I was only a spectator and watched the race from an old temporary stand and, having been there Tuesday and Wednesday, the crowd seemed so different for the Gold Cup. People appeared out of everywhere and it seemed like there was an extra 15,000 people in attendance for the race.
I remember climbing up the stand to watch the Gold Cup live, rather than on the big screen, and Imperial Call powered up the hill under Conor O’Dwyer.
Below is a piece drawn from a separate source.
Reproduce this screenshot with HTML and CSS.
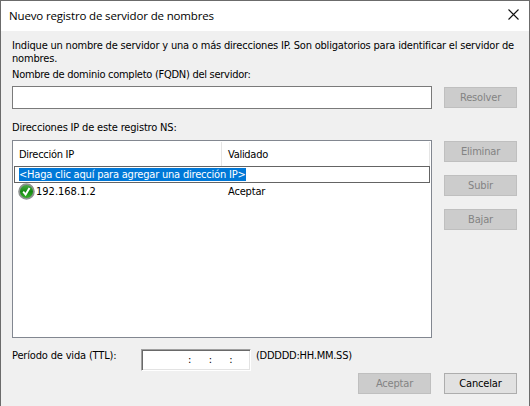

I walked back towards the winners’ enclosure and stood above the parade ring looking down and there were thousands of people that had thronged over to see the winner.
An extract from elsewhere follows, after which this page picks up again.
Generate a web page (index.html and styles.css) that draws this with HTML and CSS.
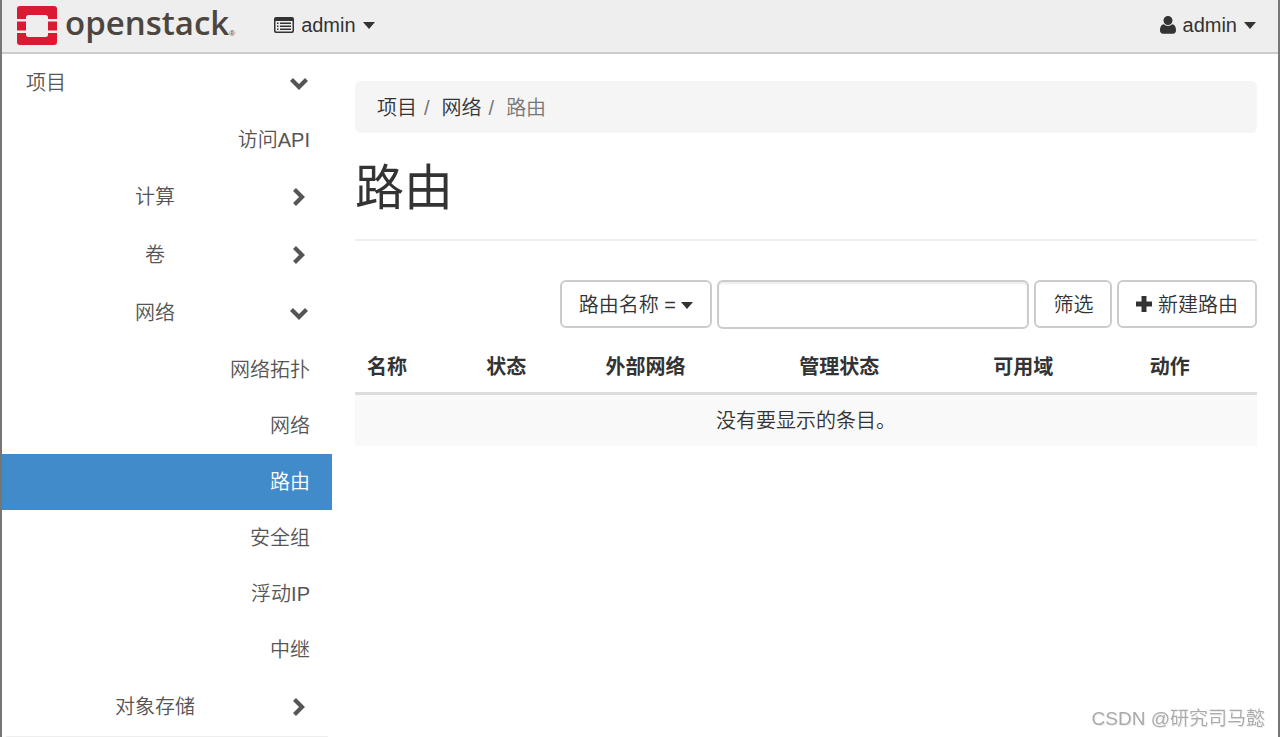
FILE: index.html
```html
<!DOCTYPE html>
<html lang="zh-CN">
<head>
<meta charset="utf-8">
<title>路由 - OpenStack Dashboard</title>
<link rel="stylesheet" href="styles.css">
</head>
<body>
<svg class="sprite" aria-hidden="true">
  <symbol id="right" viewBox="0 0 20 20"><path d="M4.500 2.500 12 10l-7.500 7.500" fill="none" stroke="currentColor" stroke-width="4.200"/></symbol>
  <symbol id="down" viewBox="0 0 20 20"><path d="M1.500 6.500l7.500 7.500 7.500-7.500" fill="none" stroke="currentColor" stroke-width="4.200"/></symbol>
  <symbol id="caret" viewBox="0 0 12 7"><path d="M0 0h12L6 7z" fill="currentColor"/></symbol>
</svg>
<header class="navbar">
  <a class="brand" href="#">
    <svg class="brand-mark" viewBox="0 0 40 40" aria-hidden="true">
      <path fill="#da1a32" d="M3 0h34a3 3 0 0 1 3 3v10h-9v-1.500A2.500 2.500 0 0 0 28.500 9h-17A2.500 2.500 0 0 0 9 11.500V13H0V3a3 3 0 0 1 3-3zM0 15.500h9v9H0zM31 15.500h9v9h-9zM0 27h9v1.500a2.500 2.500 0 0 0 2.500 2.500h17a2.500 2.500 0 0 0 2.500-2.500V27h9v9a3 3 0 0 1-3 3H3a3 3 0 0 1-3-3z"/>
    </svg>
    <span class="brand-name">openstack</span><span class="brand-reg">®</span>
  </a>
  <button class="nav-menu" type="button">
    <svg class="icon-list" viewBox="0 0 20 16" aria-hidden="true">
      <path fill="currentColor" fill-rule="evenodd" d="M2 0h16a2 2 0 0 1 2 2v12a2 2 0 0 1-2 2H2a2 2 0 0 1-2-2V2a2 2 0 0 1 2-2zM1.500 4v9.500a1 1 0 0 0 1 1h15a1 1 0 0 0 1-1V4zM3 5.500h1.500V7H3zM6 5.500h11V7H6zM3 8.500h1.500V10H3zM6 8.500h11V10H6zM3 11.500h1.500V13H3zM6 11.500h11V13H6z"/>
    </svg>
    <span>admin</span>
    <svg class="caret" aria-hidden="true"><use href="#caret"/></svg>
  </button>
  <button class="nav-menu nav-user" type="button">
    <svg class="icon-user" viewBox="0 0 16 18" aria-hidden="true">
      <path fill="currentColor" d="M8 0a4.500 4.500 0 0 1 0 9 4.500 4.500 0 0 1 0-9zM3.700 8.200a6 6 0 0 0 8.600 0C15 8.500 16 11.500 16 14.500c0 2-1.200 3.200-3 3.200H3c-1.800 0-3-1.200-3-3.200 0-3 1-6 3.700-6.300z"/>
    </svg>
    <span>admin</span>
    <svg class="caret" aria-hidden="true"><use href="#caret"/></svg>
  </button>
</header>
<div class="page">
  <nav class="sidebar">
    <a class="group root" href="#"><span>项目</span><svg class="chevron" aria-hidden="true"><use href="#down"/></svg></a>
    <a class="leaf" href="#">访问API</a>
    <a class="group" href="#"><span>计算</span><svg class="chevron" aria-hidden="true"><use href="#right"/></svg></a>
    <a class="group" href="#"><span>卷</span><svg class="chevron" aria-hidden="true"><use href="#right"/></svg></a>
    <a class="group" href="#"><span>网络</span><svg class="chevron" aria-hidden="true"><use href="#down"/></svg></a>
    <a class="leaf" href="#">网络拓扑</a>
    <a class="leaf" href="#">网络</a>
    <a class="leaf active" href="#" aria-current="page">路由</a>
    <a class="leaf" href="#">安全组</a>
    <a class="leaf" href="#">浮动IP</a>
    <a class="leaf" href="#">中继</a>
    <a class="group" href="#"><span>对象存储</span><svg class="chevron" aria-hidden="true"><use href="#right"/></svg></a>
    <hr class="sidebar-rule">
  </nav>
  <main class="content">
    <ol class="breadcrumb">
      <li><a href="#">项目</a></li>
      <li><a href="#">网络</a></li>
      <li>路由</li>
    </ol>
    <h1>路由</h1>
    <form class="actions">
      <button class="btn" type="button">路由名称 = <svg class="caret" aria-hidden="true"><use href="#caret"/></svg></button>
      <input class="search" type="text" aria-label="路由名称">
      <button class="btn" type="button">筛选</button>
      <button class="btn" type="button"><svg class="icon-plus" viewBox="0 0 16 16" aria-hidden="true"><path fill="currentColor" d="M5.500 0h5v5.500H16v5h-5.500V16h-5v-5.500H0v-5h5.500z"/></svg> 新建路由</button>
    </form>
    <table class="routers">
      <thead>
        <tr><th>名称</th><th>状态</th><th>外部网络</th><th>管理状态</th><th>可用域</th><th>动作</th></tr>
      </thead>
      <tbody>
        <tr><td colspan="6">没有要显示的条目。</td></tr>
      </tbody>
    </table>
  </main>
</div>
<div class="watermark">CSDN @研究司马懿</div>
</body>
</html>
```
FILE: styles.css
```css
* { box-sizing: border-box; }

body {
  margin: 0;
  min-height: 100vh;
  border: solid #767676;
  border-width: 0 2px;
  background: #fff;
  color: #333;
  font: 350 20px/28px "Liberation Sans", "Noto Sans CJK SC", sans-serif;
  overflow: hidden;
}

a { color: inherit; text-decoration: none; }

button, input { font: inherit; color: inherit; }

.sprite { position: absolute; width: 0; height: 0; }

.caret { width: 12px; height: 7px; flex: none; }

.navbar {
  display: flex;
  align-items: center;
  height: 54px;
  padding: 0 22px 0 15px;
  background: #eee;
  border-bottom: 2px solid #ccc;
}

.brand {
  display: flex;
  align-items: center;
  color: #4d4540;
}

.brand-mark { width: 40px; height: 40px; margin-right: 8px; }

.brand-name {
  font: 600 33px/40px "Open Sans", sans-serif;
  padding-bottom: 6px;
}

.brand-reg { font-size: 8px; line-height: 10px; padding-top: 16px; }

.nav-menu {
  display: flex;
  align-items: center;
  gap: 7px;
  margin-left: 39px;
  padding: 0 0 2px;
  border: 0;
  background: none;
}

.nav-user { margin-left: auto; }

.icon-list { width: 20px; height: 16px; }

.icon-user { width: 16px; height: 18px; }

.page { display: flex; }

.sidebar {
  flex: none;
  width: 330px;
  color: #555;
}

.group {
  display: flex;
  align-items: center;
  gap: 6px;
  padding: 15px 22px 15px 24px;
}

.group span { flex: 1; text-align: center; }

.root span { text-align: left; }

.chevron { width: 20px; height: 20px; }

.leaf {
  display: block;
  padding: 14px 22px;
  text-align: right;
}

.active { background: #428bca; color: #fff; }

.sidebar-rule {
  margin: 0 4px;
  border: 0;
  border-top: 1px solid #eee;
}

.content { flex: 1; padding: 27px 21px 0 23px; }

.breadcrumb {
  display: flex;
  margin: 0;
  padding: 13px 22px 11px;
  border-radius: 6px;
  background: #f5f5f5;
  color: #777;
  list-style: none;
}

.breadcrumb a { color: #333; }

.breadcrumb li + li::before { content: "/"; padding: 0 12px 0 7px; }

h1 {
  margin: 28px 0 39px;
  padding-bottom: 24px;
  border-bottom: 2px solid #eee;
  font-size: 49px;
  font-weight: 400;
  line-height: 54px;
}

.actions {
  display: flex;
  justify-content: flex-end;
  gap: 5px;
}

.btn {
  height: 48px;
  padding: 1px 17px 0;
  border: 2px solid #ccc;
  border-radius: 6px;
  background: #fff;
  white-space: nowrap;
}

.btn .caret { vertical-align: 3px; }

.icon-plus { width: 16px; height: 16px; }

.search {
  width: 312px;
  height: 49px;
  padding: 0 16px;
  border: 2px solid #ccc;
  border-radius: 6px;
  background: #fff;
  box-shadow: inset 0 2px 2px rgba(0, 0, 0, 0.08);
}

.routers {
  width: 100%;
  margin-top: 11px;
  border-collapse: collapse;
}

.routers th {
  padding: 13px 12px 11px;
  border-bottom: 3px solid #ddd;
  font-weight: 700;
  text-align: left;
}

.routers td {
  padding: 12px 12px 11px;
  background: #f9f9f9;
  text-align: center;
}

.watermark {
  position: fixed;
  right: 15px;
  bottom: 4px;
  color: #aaa;
  font-size: 19px;
  text-shadow: 1px 1px 0 #eee;
}
```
I looked at Conor O’Dwyer, Imperial Call and Fergie Sutherland and thought, would that ever be me?
1997 Triumph Hurdle - Commanche Court
Enjoy Graham Goode call them home in the 1997 Triumph, a race Ruby won't forget!
1997 was probably the last time I went racing to the Cheltenham Festival as a groom.
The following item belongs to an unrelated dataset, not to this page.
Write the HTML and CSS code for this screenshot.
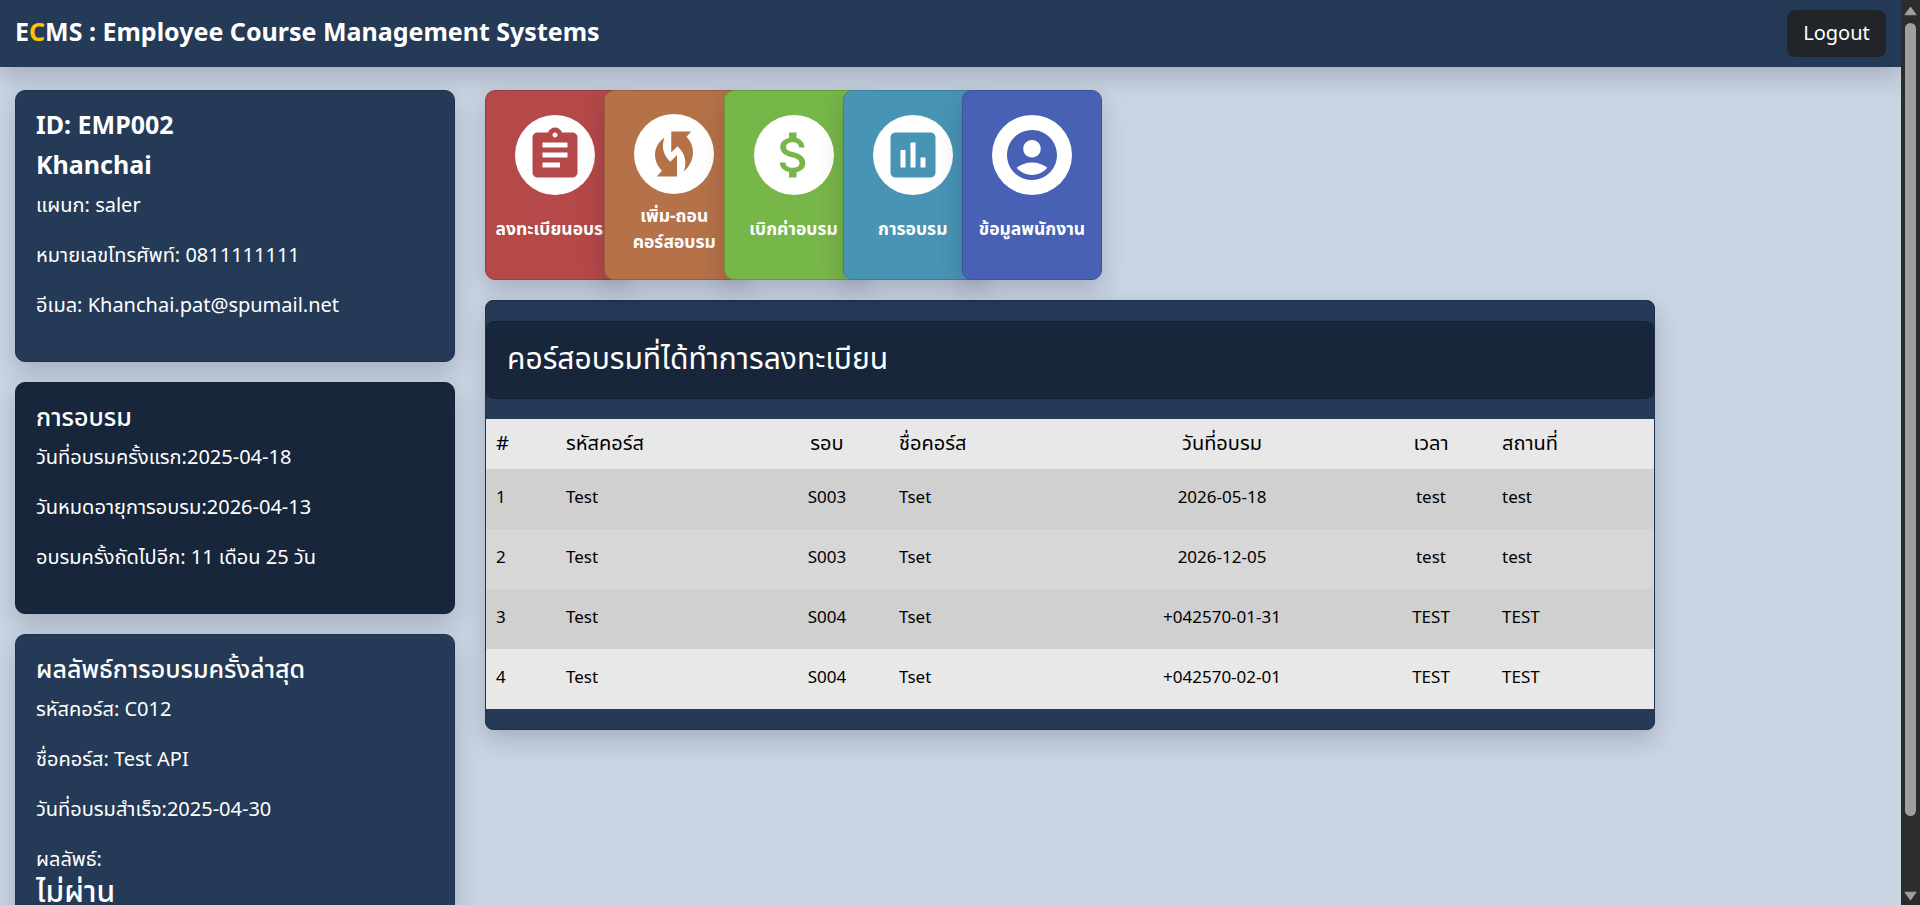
FILE: index.html
```html
<!DOCTYPE html>
<html lang="th">
<head>
<meta charset="utf-8">
<title>ECMS</title>
<link rel="stylesheet" href="styles.css">
</head>
<body>
<div class="page">
  <header class="navbar">
    <div class="brand">E<span class="brand-accent">C</span>MS : Employee Course Management Systems</div>
    <button class="logout">Logout</button>
  </header>
  <main class="content">
    <aside class="sidebar">
      <section class="card">
        <h4>ID: EMP002</h4>
        <h4>Khanchai</h4>
        <p>แผนก: saler</p>
        <p>หมายเลขโทรศัพท์: 0811111111</p>
        <p>อีเมล: Khanchai.pat@spumail.net</p>
      </section>
      <section class="card card-dark">
        <h4 class="medium">การอบรม</h4>
        <p>วันที่อบรมครั้งแรก:2025-04-18</p>
        <p>วันหมดอายุการอบรม:2026-04-13</p>
        <p>อบรมครั้งถัดไปอีก: 11 เดือน 25 วัน</p>
      </section>
      <section class="card">
        <h4 class="medium">ผลลัพธ์การอบรมครั้งล่าสุด</h4>
        <p>รหัสคอร์ส: C012</p>
        <p>ชื่อคอร์ส: Test API</p>
        <p>วันที่อบรมสำเร็จ:2025-04-30</p>
        <p class="result-label">ผลลัพธ์:</p>
        <div class="result">ไม่ผ่าน</div>
      </section>
    </aside>
    <div class="main">
      <nav class="tiles">
        <div class="slot"><a class="tile red"><span class="circle"><svg viewBox="0 0 24 24"><path d="M19 3h-4.180C14.400 1.840 13.300 1 12 1c-1.300 0-2.400.84-2.820 2H5c-1.100 0-2 .9-2 2v14c0 1.100.9 2 2 2h14c1.100 0 2-.9 2-2V5c0-1.100-.9-2-2-2m-7 0c.55 0 1 .45 1 1s-.45 1-1 1-1-.45-1-1 .45-1 1-1m2 14H7v-2h7zm3-4H7v-2h10zm0-4H7V7h10z"/></svg></span><span class="label">ลงทะเบียนอบรม</span></a></div>
        <div class="slot"><a class="tile brown"><span class="circle"><svg viewBox="0 0 24 24"><path d="M10.900 3H18.900L17 5.100C20.600 8.900 20.700 14.800 15.900 19C17.200 15.500 16.700 11.900 13.400 8.900L10.900 11.400ZM13.200 21H5.100L7.200 18.700C3.300 14.600 3.400 8.900 8.200 5.400C6.900 9 7.600 12.300 10.500 15.100L13.200 12.400Z"/></svg></span><span class="label">เพิ่ม-ถอน<br>คอร์สอบรม</span></a></div>
        <div class="slot"><a class="tile green"><span class="circle"><svg viewBox="0 0 24 24"><path d="M11.800 10.900c-2.270-.59-3-1.200-3-2.150 0-1.090 1.010-1.850 2.700-1.850 1.780 0 2.440.85 2.500 2.100h2.210c-.07-1.720-1.120-3.300-3.210-3.810V3h-3v2.160c-1.940.42-3.500 1.680-3.500 3.610 0 2.310 1.910 3.460 4.700 4.130 2.500.6 3 1.480 3 2.410 0 .69-.49 1.790-2.700 1.790-2.060 0-2.870-.92-2.980-2.100h-2.200c.12 2.190 1.760 3.420 3.680 3.830V21h3v-2.150c1.950-.37 3.500-1.500 3.500-3.550 0-2.840-2.430-3.810-4.700-4.400"/></svg></span><span class="label">เบิกค่าอบรม</span></a></div>
        <div class="slot"><a class="tile teal"><span class="circle"><svg viewBox="0 0 24 24"><path d="M19 3H5c-1.100 0-2 .9-2 2v14c0 1.100.9 2 2 2h14c1.100 0 2-.9 2-2V5c0-1.100-.9-2-2-2M9 17H7v-7h2zm4 0h-2V7h2zm4 0h-2v-4h2z"/></svg></span><span class="label">การอบรม</span></a></div>
        <div class="slot"><a class="tile blue"><span class="circle"><svg viewBox="0 0 24 24"><path d="M12 2C6.480 2 2 6.480 2 12s4.480 10 10 10 10-4.480 10-10S17.520 2 12 2m0 4c1.930 0 3.500 1.570 3.500 3.500S13.930 13 12 13s-3.500-1.570-3.500-3.500S10.070 6 12 6m0 14c-2.030 0-4.430-.82-6.140-2.880C7.550 15.800 9.680 15 12 15s4.450.8 6.140 2.120C16.430 19.180 14.030 20 12 20"/></svg></span><span class="label">ข้อมูลพนักงาน</span></a></div>
      </nav>
      <section class="courses">
        <h3>คอร์สอบรมที่ได้ทำการลงทะเบียน</h3>
        <table>
          <colgroup><col class="c-no"><col class="c-code"><col class="c-round"><col class="c-name"><col class="c-date"><col class="c-time"><col></colgroup>
          <thead><tr><th>#</th><th>รหัสคอร์ส</th><th class="mid">รอบ</th><th>ชื่อคอร์ส</th><th class="mid">วันที่อบรม</th><th class="mid">เวลา</th><th>สถานที่</th></tr></thead>
          <tbody>
            <tr class="odd"><td>1</td><td>Test</td><td class="mid">S003</td><td>Tset</td><td class="mid">2026-05-18</td><td class="mid">test</td><td>test</td></tr>
            <tr class="hover"><td>2</td><td>Test</td><td class="mid">S003</td><td>Tset</td><td class="mid">2026-12-05</td><td class="mid">test</td><td>test</td></tr>
            <tr class="odd"><td>3</td><td>Test</td><td class="mid">S004</td><td>Tset</td><td class="mid">+042570-01-31</td><td class="mid">TEST</td><td>TEST</td></tr>
            <tr><td>4</td><td>Test</td><td class="mid">S004</td><td>Tset</td><td class="mid">+042570-02-01</td><td class="mid">TEST</td><td>TEST</td></tr>
          </tbody>
        </table>
      </section>
    </div>
  </main>
</div>
<div class="scrollbar">
  <svg class="arrow" viewBox="0 0 12 9"><path d="M6 1 11 8H1Z"/></svg>
  <div class="thumb"></div>
  <svg class="arrow arrow-down" viewBox="0 0 12 9"><path d="M6 8 11 1H1Z"/></svg>
</div>
</body>
</html>
```
FILE: styles.css
```css
* { box-sizing: border-box; }
:root { --shadow: 0 10px 25px rgba(30, 20, 50, .2); }
body {
  margin: 0;
  height: 905px;
  display: flex;
  overflow: hidden;
  font-family: "Noto Sans", "Noto Sans Thai", sans-serif;
  font-size: 20px;
  line-height: 30px;
  color: #fff;
  background: #c9d5e3;
}
.page { flex: 1; min-width: 0; height: 905px; overflow: hidden; }
.navbar {
  height: 67px;
  padding: 0 15px;
  display: flex;
  align-items: center;
  justify-content: space-between;
  background: #243a56;
  box-shadow: var(--shadow);
}
.brand { font-size: 25px; font-weight: 700; padding-bottom: 6px; }
.brand-accent { color: #ffc107; }
.logout {
  width: 99px;
  height: 47px;
  padding: 0 0 2px;
  border: 0;
  border-radius: 8px;
  background: #212529;
  color: #fff;
  font: inherit;
}
.content { display: flex; gap: 30px; padding: 23px 15px 0; }
.sidebar { width: 440px; display: flex; flex-direction: column; gap: 20px; }
.card {
  padding: 13px 20px 21px;
  border: 1px solid #1f324b;
  border-radius: 10px;
  background: #243a56;
  box-shadow: var(--shadow);
}
.card-dark { background: #18263b; border-color: #152033; }
h4 { margin: 0; font-size: 25px; line-height: 40px; font-weight: 700; }
h4.medium { font-weight: 500; }
p { margin: 0 0 20px; }
h4 + p { margin-top: 6px; }
p.result-label { margin-bottom: 0; }
.result { font-size: 30px; font-weight: 500; line-height: 34px; padding-bottom: 40px; white-space: nowrap; }
.main { width: 1170px; display: flex; flex-direction: column; gap: 20px; }
.tiles { display: flex; }
.slot { width: 119.250px; }
.tile {
  position: relative;
  width: 140px;
  height: 190px;
  display: flex;
  flex-direction: column;
  align-items: center;
  padding-top: 24px;
  border: 1px solid;
  border-radius: 10px;
  box-shadow: var(--shadow);
}
.circle {
  width: 80px;
  height: 80px;
  display: grid;
  place-items: center;
  border-radius: 50%;
  background: #fff;
}
.circle svg { width: 60px; height: 60px; fill: currentColor; }
.label {
  flex: 1;
  display: flex;
  align-items: center;
  padding-bottom: 18px;
  font-size: 17.500px;
  line-height: 26px;
  font-weight: 700;
  text-align: center;
  white-space: nowrap;
  color: #fff;
}
.red { background: #b54848; color: #b54848; border-color: #9c3d3f; }
.brown { background: #b57248; color: #b57248; border-color: #99603d; padding-top: 23px; }
.green { background: #77b648; color: #77b648; border-color: #659b3d; }
.teal { background: #4894b5; color: #4894b5; border-color: #3d7e9a; }
.blue { background: #4861b5; color: #4861b5; border-color: #3d529a; }
.courses {
  height: 430px;
  padding-top: 20px;
  border: 1px solid #1f324b;
  border-radius: 8px;
  background: #243a56;
  box-shadow: var(--shadow);
}
h3 {
  margin: 0 0 20px;
  height: 78px;
  padding: 0 20px;
  border: 1px solid #152033;
  border-radius: 8px;
  background: #18263b;
  font-size: 30px;
  font-weight: 400;
  line-height: 72px;
}
table {
  width: 100%;
  table-layout: fixed;
  border-collapse: collapse;
  color: #000;
  background: #e8e8e8;
}
.c-no { width: 70px; }
.c-code { width: 209px; }
.c-round { width: 124px; }
.c-name { width: 185px; }
.c-date { width: 296px; }
.c-time { width: 122px; }
th { height: 50px; padding: 0 10px 3px; font-weight: 400; text-align: left; }
td { height: 60px; padding: 0 10px 4px; font-size: 17px; }
.mid { text-align: center; }
.odd { background: #d0d0d0; }
.hover { background: #d7d7d7; }
.scrollbar {
  width: 19px;
  display: flex;
  flex-direction: column;
  align-items: center;
  padding: 6px 0 4px;
  background: #2c2c2c;
}
.arrow { width: 13px; height: 10px; fill: #9f9f9f; stroke: #9f9f9f; stroke-linejoin: round; }
.thumb { width: 11px; height: 793px; margin-top: 7px; border-radius: 6px; background: #9f9f9f; }
.arrow-down { margin-top: auto; }
```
I had travelled over on the plane with Commanche Court, along with Istabraq, Theatreworld and Finnegan’s Hollow from Dublin on the Monday.
I stayed in Cheltenham on the Tuesday and Wednesday and led Commanche Court up in the Triumph Hurdle on the Thursday when Norman Williamson rode him.
It was an old-fashioned Triumph as there was a huge field of 28 runners and as they raced off the bend, Commanche Court came through Jamie Osborne on L’Opera, and Richard Dunwoody on Shooting Light.
He joined L’Opera at the last and I remember turning and running up the chute that I would later get so used to walking down, and started roaring at Norman Williamson and cheering with my brother, Ted, as Commanche Court went to the front.
2003 Breeders’ Cup Turf – High Chaparral
To be honest, I am not sure why I was at Santa Anita this day - no doubt I had broken or dislocated something - but when I watched Mick Kinane dead-heat with Johar aboard High Chaparral in the 2003 Breeders’ Cup Turf, it was definitely a race I thought he should have finished third in.
High Chaparral had finished a well-beaten third in the Prix de l’Arc de Triomphe 20 days beforehand. He was also faced with fast ground at Santa Anita and was relatively weak in the betting, with three shorter-priced rivals preferred in the betting.
I was stood by the track and watched as Falbrav – the eventual third - led them into the straight and opened up under Darryll Holland. But Kinane switched High Chaparral and the power and ferocity of his riding in the last furlong and a half to get him up and force a dead-heat was something I will never forget.
2009 Prix de l’Arc de Triomphe – Sea The Stars
This was Sea The Stars’ sixth run of the season in six months in Group Ones. He had landed the 2000 Guineas in May, the Derby in June, the Coral-Eclipse in July – where he just scraped home – the Juddmonte International in August and the Irish Champion Stakes in September.
He headed to Paris in October to face 18 opponents in the Arc. I was watching in Tipperary, but I had gone to Leopardstown in September just to say I had seen Sea The Stars in action - he was that good a horse.
I don’t think people appreciate how hard it is for horses to race in different countries and be away from home. You can’t just explain to a horse that tomorrow you are going to, for example, England to race. Everything is different about it. The time they leave home, the feeding times, sleeping patterns - everything changes for a horse racing in a different country.
It is huge for horses to be as successful on their travels as they are in their own country, but Sea The Stars didn't seem to let anything worry him.
He was a bit keen through the first furlong in the Arc and dropped back into mid division, right down the inside. He was chasing an unprecedented achievement and Mick Kinane rode him like he was riding a maiden in Ballinrobe. It was incredible! I was watching the race thinking 'Where is he going to get the gap? How is he going to get out of there?'
But in typical Mick Kinane fashion – no panic, no rush and no fear- the gap opened. The horse's turn of foot between the two furlong and furlong pole was just amazing and he raced to the line to seal his place in history. He is one of the greatest horses of all time.